My girlfriend and music have been my snorkel lately. When my head goes under and things start getting rough for me again, they give me the fresh air I need. They give me the comfort, the gratefulness, and the appreciation for life as a whole that I need to carry on.
There isn't a whole lot that can phase me. I am not easily traumatized nor am I one to go ballistic about much. As I have mentioned many times before, in earlier blogs, I am careless. But things have changed. Work, school, and long spans of sobriety have nudged me into an actual schedule. I plan things days ahead of time instead of taking life 20 minutes at a time.

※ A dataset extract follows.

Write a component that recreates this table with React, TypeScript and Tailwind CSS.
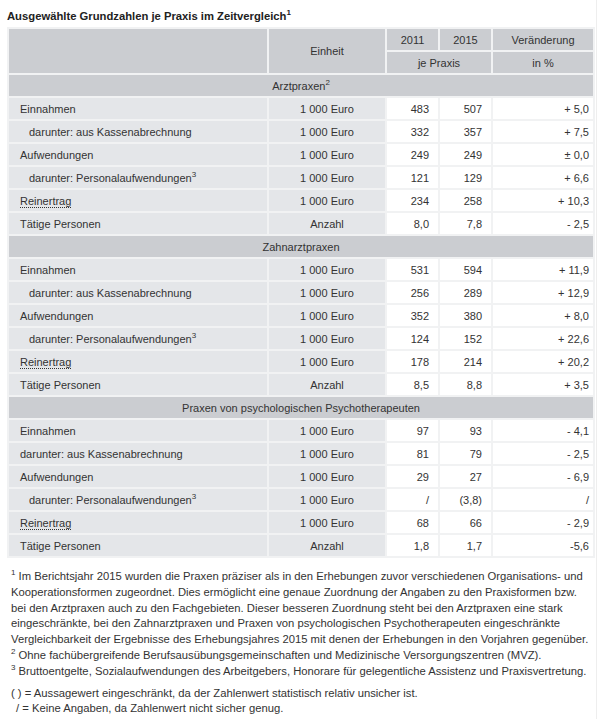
import React from 'react';

type Row = {
  label: string;
  indent?: boolean;
  sup?: string;
  abbr?: boolean;
  unit: string;
  a: string;
  b: string;
  change: string;
};

type Section = { title: string; sup?: string; rows: Row[] };

const sections: Section[] = [
  {
    title: 'Arztpraxen',
    sup: '2',
    rows: [
      { label: 'Einnahmen', unit: '1 000 Euro', a: '483', b: '507', change: '+ 5,0' },
      { label: 'darunter: aus Kassenabrechnung', indent: true, unit: '1 000 Euro', a: '332', b: '357', change: '+ 7,5' },
      { label: 'Aufwendungen', unit: '1 000 Euro', a: '249', b: '249', change: '± 0,0' },
      { label: 'darunter: Personalaufwendungen', indent: true, sup: '3', unit: '1 000 Euro', a: '121', b: '129', change: '+ 6,6' },
      { label: 'Reinertrag', abbr: true, unit: '1 000 Euro', a: '234', b: '258', change: '+ 10,3' },
      { label: 'Tätige Personen', unit: 'Anzahl', a: '8,0', b: '7,8', change: '- 2,5' },
    ],
  },
  {
    title: 'Zahnarztpraxen',
    rows: [
      { label: 'Einnahmen', unit: '1 000 Euro', a: '531', b: '594', change: '+ 11,9' },
      { label: 'darunter: aus Kassenabrechnung', indent: true, unit: '1 000 Euro', a: '256', b: '289', change: '+ 12,9' },
      { label: 'Aufwendungen', unit: '1 000 Euro', a: '352', b: '380', change: '+ 8,0' },
      { label: 'darunter: Personalaufwendungen', indent: true, sup: '3', unit: '1 000 Euro', a: '124', b: '152', change: '+ 22,6' },
      { label: 'Reinertrag', abbr: true, unit: '1 000 Euro', a: '178', b: '214', change: '+ 20,2' },
      { label: 'Tätige Personen', unit: 'Anzahl', a: '8,5', b: '8,8', change: '+ 3,5' },
    ],
  },
  {
    title: 'Praxen von psychologischen Psychotherapeuten',
    rows: [
      { label: 'Einnahmen', unit: '1 000 Euro', a: '97', b: '93', change: '- 4,1' },
      { label: 'darunter: aus Kassenabrechnung', unit: '1 000 Euro', a: '81', b: '79', change: '- 2,5' },
      { label: 'Aufwendungen', unit: '1 000 Euro', a: '29', b: '27', change: '- 6,9' },
      { label: 'darunter: Personalaufwendungen', indent: true, sup: '3', unit: '1 000 Euro', a: '/', b: '(3,8)', change: '/' },
      { label: 'Reinertrag', abbr: true, unit: '1 000 Euro', a: '68', b: '66', change: '- 2,9' },
      { label: 'Tätige Personen', unit: 'Anzahl', a: '1,8', b: '1,7', change: '-5,6' },
    ],
  },
];

// preflight already makes sup relative; just nudge it up
const Sup = ({ n }: { n: string }) => (
  <sup className="relative -top-[5px] text-[8px] leading-none">{n}</sup>
);

export default function App() {
  return (
    <div className="w-[597px] min-h-[719px] border-r border-[#eeeeee] bg-white text-[11px] text-[#333] font-['Liberation_Sans',Arial,sans-serif]">
      <div className="px-[7px] pt-[9px]">
        <h2 className="mb-[4px] text-[11.25px] font-bold leading-[14px] text-[#222]">
          Ausgewählte Grundzahlen je Praxis im Zeitvergleich
          <Sup n="1" />
        </h2>

        <table className="w-[588px] table-fixed border-separate border-spacing-[2px] bg-[#f1f2f3] leading-[14px]">
          <colgroup>
            <col className="w-[258px]" />
            <col className="w-[116px]" />
            <col className="w-[51px]" />
            <col className="w-[51px]" />
            <col className="w-[100px]" />
          </colgroup>
          <thead>
            <tr className="h-[21px] bg-[#cbcdd1]">
              <th rowSpan={2}></th>
              <th rowSpan={2} className="text-center font-normal">Einheit</th>
              <th className="text-center font-normal">2011</th>
              <th className="text-center font-normal">2015</th>
              <th className="text-center font-normal">Veränderung</th>
            </tr>
            <tr className="h-[21px] bg-[#cbcdd1]">
              <th colSpan={2} className="text-center font-normal">je Praxis</th>
              <th className="text-center font-normal">in %</th>
            </tr>
          </thead>
          <tbody>
            {sections.map((s) => (
              <React.Fragment key={s.title}>
                <tr className="h-[21px]">
                  <td colSpan={5} className="bg-[#cbcdd1] text-center">
                    {s.title}
                    {s.sup && <Sup n={s.sup} />}
                  </td>
                </tr>
                {s.rows.map((r, i) => (
                  <tr key={i} className="h-[21px]">
                    <td className={`bg-[#e4e6e9] ${r.indent ? 'pl-[20px]' : 'pl-[11px]'}`}>
                      {r.abbr ? (
                        <span className="border-b border-dotted border-[#333]">{r.label}</span>
                      ) : (
                        r.label
                      )}
                      {r.sup && <Sup n={r.sup} />}
                    </td>
                    <td className="bg-[#e4e6e9] text-center">{r.unit}</td>
                    <td className="bg-white pr-[9px] text-right">{r.a}</td>
                    <td className="bg-white pr-[9px] text-right">{r.b}</td>
                    <td className="bg-white pr-[4px] text-right">{r.change}</td>
                  </tr>
                ))}
              </React.Fragment>
            ))}
          </tbody>
        </table>

        <div className="mt-[11px] pl-[4px] text-[11.25px] leading-[15.8px] whitespace-nowrap">
          <p>
            <Sup n="1" /> Im Berichtsjahr 2015 wurden die Praxen präziser als in den Erhebungen zuvor verschiedenen Organisations- und
            <br />
            Kooperationsformen zugeordnet. Dies ermöglicht eine genaue Zuordnung der Angaben zu den Praxisformen bzw.
            <br />
            bei den Arztpraxen auch zu den Fachgebieten. Dieser besseren Zuordnung steht bei den Arztpraxen eine stark
            <br />
            eingeschränkte, bei den Zahnarztpraxen und Praxen von psychologischen Psychotherapeuten eingeschränkte
            <br />
            Vergleichbarkeit der Ergebnisse des Erhebungsjahres 2015 mit denen der Erhebungen in den Vorjahren gegenüber.
          </p>
          <p>
            <Sup n="2" /> Ohne fachübergreifende Berufsausübungsgemeinschaften und Medizinische Versorgungszentren (MVZ).
          </p>
          <p>
            <Sup n="3" /> Bruttoentgelte, Sozialaufwendungen des Arbeitgebers, Honorare für gelegentliche Assistenz und Praxisvertretung.
          </p>
          <p className="mt-[6px]">( ) = Aussagewert eingeschränkt, da der Zahlenwert statistisch relativ unsicher ist.</p>
          <p className="pl-[5px]">/ = Keine Angaben, da Zahlenwert nicht sicher genug.</p>
        </div>
      </div>
    </div>
  );
}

I don't see too many of my old friends any more. Occasionally I will send them a friendly greeting... but overall, they aren't involved in my life any longer. As much as I miss my teen years and my adventures through high school, the time has come for me to resort to absolute maturity. I can't act like a child or even a teenager by any means. In fact, if I did I know I wouldn't be where I am now. I have a loving girlfriend, family, friends, and a beautiful daughter that could snatch my heart right out of my chest in fragments of a second. I am blessed. For those of you that don't believe in the God that I do, no hard feelings... But he has been turning my life right-side-up for the past few months and it is feeling pretty incredible. Thank you to everyone that has been my snorkel. Thank you for being my eyes when I can't see, for being my ears when I can't hear, and for being my brain when I need advice. Thank you for being my family. Thank you for being my girlfriend. And thank you for being the greatest daughter a daddy could ever have.